● **Dataset content**:
———

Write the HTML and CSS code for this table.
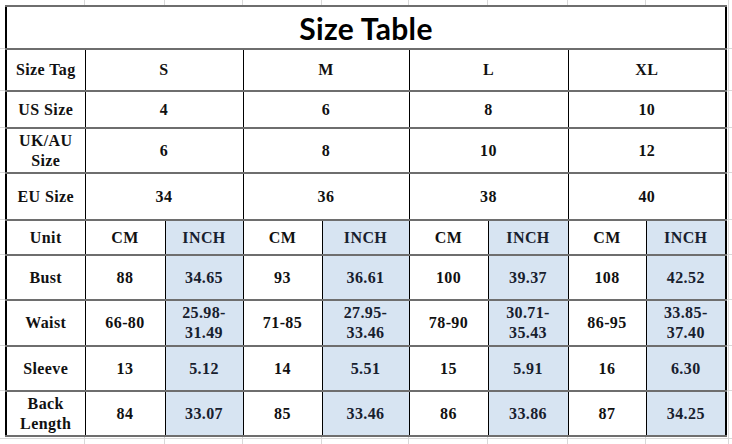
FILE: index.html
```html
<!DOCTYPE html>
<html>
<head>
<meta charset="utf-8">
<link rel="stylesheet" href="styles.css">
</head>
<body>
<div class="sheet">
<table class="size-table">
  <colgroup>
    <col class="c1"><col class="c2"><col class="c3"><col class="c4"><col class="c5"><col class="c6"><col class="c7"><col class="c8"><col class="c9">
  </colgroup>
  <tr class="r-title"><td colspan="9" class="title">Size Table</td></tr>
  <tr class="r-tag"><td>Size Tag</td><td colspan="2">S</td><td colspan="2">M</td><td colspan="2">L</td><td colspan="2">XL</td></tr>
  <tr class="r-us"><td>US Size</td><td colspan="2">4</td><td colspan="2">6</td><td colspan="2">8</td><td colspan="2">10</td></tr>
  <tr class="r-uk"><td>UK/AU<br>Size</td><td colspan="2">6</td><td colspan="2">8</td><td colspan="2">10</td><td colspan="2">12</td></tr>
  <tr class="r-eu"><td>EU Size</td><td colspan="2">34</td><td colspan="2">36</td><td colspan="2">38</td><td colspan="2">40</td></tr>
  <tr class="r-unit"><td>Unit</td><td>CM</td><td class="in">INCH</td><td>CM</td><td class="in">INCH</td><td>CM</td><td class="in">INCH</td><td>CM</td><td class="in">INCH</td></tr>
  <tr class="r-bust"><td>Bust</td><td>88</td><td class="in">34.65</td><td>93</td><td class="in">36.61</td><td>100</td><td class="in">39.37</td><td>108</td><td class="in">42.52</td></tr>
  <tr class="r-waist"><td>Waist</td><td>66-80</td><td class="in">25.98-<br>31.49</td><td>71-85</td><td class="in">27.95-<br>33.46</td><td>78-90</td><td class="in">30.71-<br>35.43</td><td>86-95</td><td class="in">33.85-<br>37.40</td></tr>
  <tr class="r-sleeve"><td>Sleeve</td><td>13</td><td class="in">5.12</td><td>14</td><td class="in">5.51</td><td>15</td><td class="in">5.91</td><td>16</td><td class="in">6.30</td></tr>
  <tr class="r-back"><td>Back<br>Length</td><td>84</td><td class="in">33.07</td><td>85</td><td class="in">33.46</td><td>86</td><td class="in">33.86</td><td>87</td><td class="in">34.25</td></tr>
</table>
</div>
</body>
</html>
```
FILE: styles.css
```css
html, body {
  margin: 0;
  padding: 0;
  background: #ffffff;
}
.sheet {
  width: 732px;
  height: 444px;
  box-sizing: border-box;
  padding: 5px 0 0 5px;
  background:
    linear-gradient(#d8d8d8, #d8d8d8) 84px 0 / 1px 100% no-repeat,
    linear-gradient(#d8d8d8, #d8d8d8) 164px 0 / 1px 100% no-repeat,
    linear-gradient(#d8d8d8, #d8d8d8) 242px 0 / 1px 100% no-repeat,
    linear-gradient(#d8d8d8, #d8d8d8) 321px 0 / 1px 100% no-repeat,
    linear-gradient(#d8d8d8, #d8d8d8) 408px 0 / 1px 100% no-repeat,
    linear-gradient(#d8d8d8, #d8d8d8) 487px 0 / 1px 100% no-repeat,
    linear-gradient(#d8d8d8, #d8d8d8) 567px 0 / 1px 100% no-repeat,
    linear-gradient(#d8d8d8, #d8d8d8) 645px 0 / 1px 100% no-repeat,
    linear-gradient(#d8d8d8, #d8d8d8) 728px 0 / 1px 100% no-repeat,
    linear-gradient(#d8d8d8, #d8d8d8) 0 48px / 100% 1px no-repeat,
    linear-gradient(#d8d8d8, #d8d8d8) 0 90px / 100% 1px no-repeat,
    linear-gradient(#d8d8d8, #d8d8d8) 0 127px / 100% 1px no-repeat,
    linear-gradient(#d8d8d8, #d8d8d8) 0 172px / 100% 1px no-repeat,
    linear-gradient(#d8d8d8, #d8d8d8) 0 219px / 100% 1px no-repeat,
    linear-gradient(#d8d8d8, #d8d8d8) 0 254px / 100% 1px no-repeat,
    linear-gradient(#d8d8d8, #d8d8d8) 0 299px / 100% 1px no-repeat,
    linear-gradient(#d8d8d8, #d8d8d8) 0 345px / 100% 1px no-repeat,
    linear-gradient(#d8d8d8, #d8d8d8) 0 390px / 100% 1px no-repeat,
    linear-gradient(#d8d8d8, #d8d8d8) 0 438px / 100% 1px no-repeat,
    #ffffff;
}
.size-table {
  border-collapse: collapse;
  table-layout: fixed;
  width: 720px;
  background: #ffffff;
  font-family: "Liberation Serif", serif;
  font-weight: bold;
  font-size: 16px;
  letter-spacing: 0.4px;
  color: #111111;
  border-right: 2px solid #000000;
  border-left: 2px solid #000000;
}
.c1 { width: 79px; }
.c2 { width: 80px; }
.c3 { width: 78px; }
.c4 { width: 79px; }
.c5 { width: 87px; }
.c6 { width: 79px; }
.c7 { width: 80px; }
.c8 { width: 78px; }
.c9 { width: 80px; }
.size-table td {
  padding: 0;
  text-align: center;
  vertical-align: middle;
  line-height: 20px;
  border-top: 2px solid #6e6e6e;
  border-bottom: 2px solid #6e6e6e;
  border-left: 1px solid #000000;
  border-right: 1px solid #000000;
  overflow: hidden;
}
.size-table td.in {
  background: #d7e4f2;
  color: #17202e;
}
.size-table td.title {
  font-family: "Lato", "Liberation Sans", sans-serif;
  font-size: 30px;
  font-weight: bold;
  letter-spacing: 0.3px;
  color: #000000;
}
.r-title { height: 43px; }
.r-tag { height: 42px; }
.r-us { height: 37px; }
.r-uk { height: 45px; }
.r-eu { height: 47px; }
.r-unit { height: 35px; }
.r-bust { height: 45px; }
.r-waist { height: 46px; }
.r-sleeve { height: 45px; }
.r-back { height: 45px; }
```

———

Transcribe the material exactly, and leave out whatever pictures it holds.

Write the HTML and CSS code for this table.
FILE: index.html
```html
<!DOCTYPE html>
<html>
<head>
<meta charset="utf-8">
<link rel="stylesheet" href="styles.css">
</head>
<body>
<div class="sheet">
<table class="size-table">
  <colgroup>
    <col class="c1"><col class="c2"><col class="c3"><col class="c4"><col class="c5"><col class="c6"><col class="c7"><col class="c8"><col class="c9">
  </colgroup>
  <tr class="r-title"><td colspan="9" class="title">Size Table</td></tr>
  <tr class="r-tag"><td>Size Tag</td><td colspan="2">S</td><td colspan="2">M</td><td colspan="2">L</td><td colspan="2">XL</td></tr>
  <tr class="r-us"><td>US Size</td><td colspan="2">4</td><td colspan="2">6</td><td colspan="2">8</td><td colspan="2">10</td></tr>
  <tr class="r-uk"><td>UK/AU<br>Size</td><td colspan="2">6</td><td colspan="2">8</td><td colspan="2">10</td><td colspan="2">12</td></tr>
  <tr class="r-eu"><td>EU Size</td><td colspan="2">34</td><td colspan="2">36</td><td colspan="2">38</td><td colspan="2">40</td></tr>
  <tr class="r-unit"><td>Unit</td><td>CM</td><td class="in">INCH</td><td>CM</td><td class="in">INCH</td><td>CM</td><td class="in">INCH</td><td>CM</td><td class="in">INCH</td></tr>
  <tr class="r-bust"><td>Bust</td><td>88</td><td class="in">34.65</td><td>93</td><td class="in">36.61</td><td>100</td><td class="in">39.37</td><td>108</td><td class="in">42.52</td></tr>
  <tr class="r-waist"><td>Waist</td><td>66-80</td><td class="in">25.98-<br>31.49</td><td>71-85</td><td class="in">27.95-<br>33.46</td><td>78-90</td><td class="in">30.71-<br>35.43</td><td>86-95</td><td class="in">33.85-<br>37.40</td></tr>
  <tr class="r-sleeve"><td>Sleeve</td><td>13</td><td class="in">5.12</td><td>14</td><td class="in">5.51</td><td>15</td><td class="in">5.91</td><td>16</td><td class="in">6.30</td></tr>
  <tr class="r-back"><td>Back<br>Length</td><td>84</td><td class="in">33.07</td><td>85</td><td class="in">33.46</td><td>86</td><td class="in">33.86</td><td>87</td><td class="in">34.25</td></tr>
</table>
</div>
</body>
</html>
```
FILE: styles.css
```css
html, body {
  margin: 0;
  padding: 0;
  background: #ffffff;
}
.sheet {
  width: 732px;
  height: 444px;
  box-sizing: border-box;
  padding: 5px 0 0 5px;
  background:
    linear-gradient(#d8d8d8, #d8d8d8) 84px 0 / 1px 100% no-repeat,
    linear-gradient(#d8d8d8, #d8d8d8) 164px 0 / 1px 100% no-repeat,
    linear-gradient(#d8d8d8, #d8d8d8) 242px 0 / 1px 100% no-repeat,
    linear-gradient(#d8d8d8, #d8d8d8) 321px 0 / 1px 100% no-repeat,
    linear-gradient(#d8d8d8, #d8d8d8) 408px 0 / 1px 100% no-repeat,
    linear-gradient(#d8d8d8, #d8d8d8) 487px 0 / 1px 100% no-repeat,
    linear-gradient(#d8d8d8, #d8d8d8) 567px 0 / 1px 100% no-repeat,
    linear-gradient(#d8d8d8, #d8d8d8) 645px 0 / 1px 100% no-repeat,
    linear-gradient(#d8d8d8, #d8d8d8) 728px 0 / 1px 100% no-repeat,
    linear-gradient(#d8d8d8, #d8d8d8) 0 48px / 100% 1px no-repeat,
    linear-gradient(#d8d8d8, #d8d8d8) 0 90px / 100% 1px no-repeat,
    linear-gradient(#d8d8d8, #d8d8d8) 0 127px / 100% 1px no-repeat,
    linear-gradient(#d8d8d8, #d8d8d8) 0 172px / 100% 1px no-repeat,
    linear-gradient(#d8d8d8, #d8d8d8) 0 219px / 100% 1px no-repeat,
    linear-gradient(#d8d8d8, #d8d8d8) 0 254px / 100% 1px no-repeat,
    linear-gradient(#d8d8d8, #d8d8d8) 0 299px / 100% 1px no-repeat,
    linear-gradient(#d8d8d8, #d8d8d8) 0 345px / 100% 1px no-repeat,
    linear-gradient(#d8d8d8, #d8d8d8) 0 390px / 100% 1px no-repeat,
    linear-gradient(#d8d8d8, #d8d8d8) 0 438px / 100% 1px no-repeat,
    #ffffff;
}
.size-table {
  border-collapse: collapse;
  table-layout: fixed;
  width: 720px;
  background: #ffffff;
  font-family: "Liberation Serif", serif;
  font-weight: bold;
  font-size: 16px;
  letter-spacing: 0.4px;
  color: #111111;
  border-right: 2px solid #000000;
  border-left: 2px solid #000000;
}
.c1 { width: 79px; }
.c2 { width: 80px; }
.c3 { width: 78px; }
.c4 { width: 79px; }
.c5 { width: 87px; }
.c6 { width: 79px; }
.c7 { width: 80px; }
.c8 { width: 78px; }
.c9 { width: 80px; }
.size-table td {
  padding: 0;
  text-align: center;
  vertical-align: middle;
  line-height: 20px;
  border-top: 2px solid #6e6e6e;
  border-bottom: 2px solid #6e6e6e;
  border-left: 1px solid #000000;
  border-right: 1px solid #000000;
  overflow: hidden;
}
.size-table td.in {
  background: #d7e4f2;
  color: #17202e;
}
.size-table td.title {
  font-family: "Lato", "Liberation Sans", sans-serif;
  font-size: 30px;
  font-weight: bold;
  letter-spacing: 0.3px;
  color: #000000;
}
.r-title { height: 43px; }
.r-tag { height: 42px; }
.r-us { height: 37px; }
.r-uk { height: 45px; }
.r-eu { height: 47px; }
.r-unit { height: 35px; }
.r-bust { height: 45px; }
.r-waist { height: 46px; }
.r-sleeve { height: 45px; }
.r-back { height: 45px; }
```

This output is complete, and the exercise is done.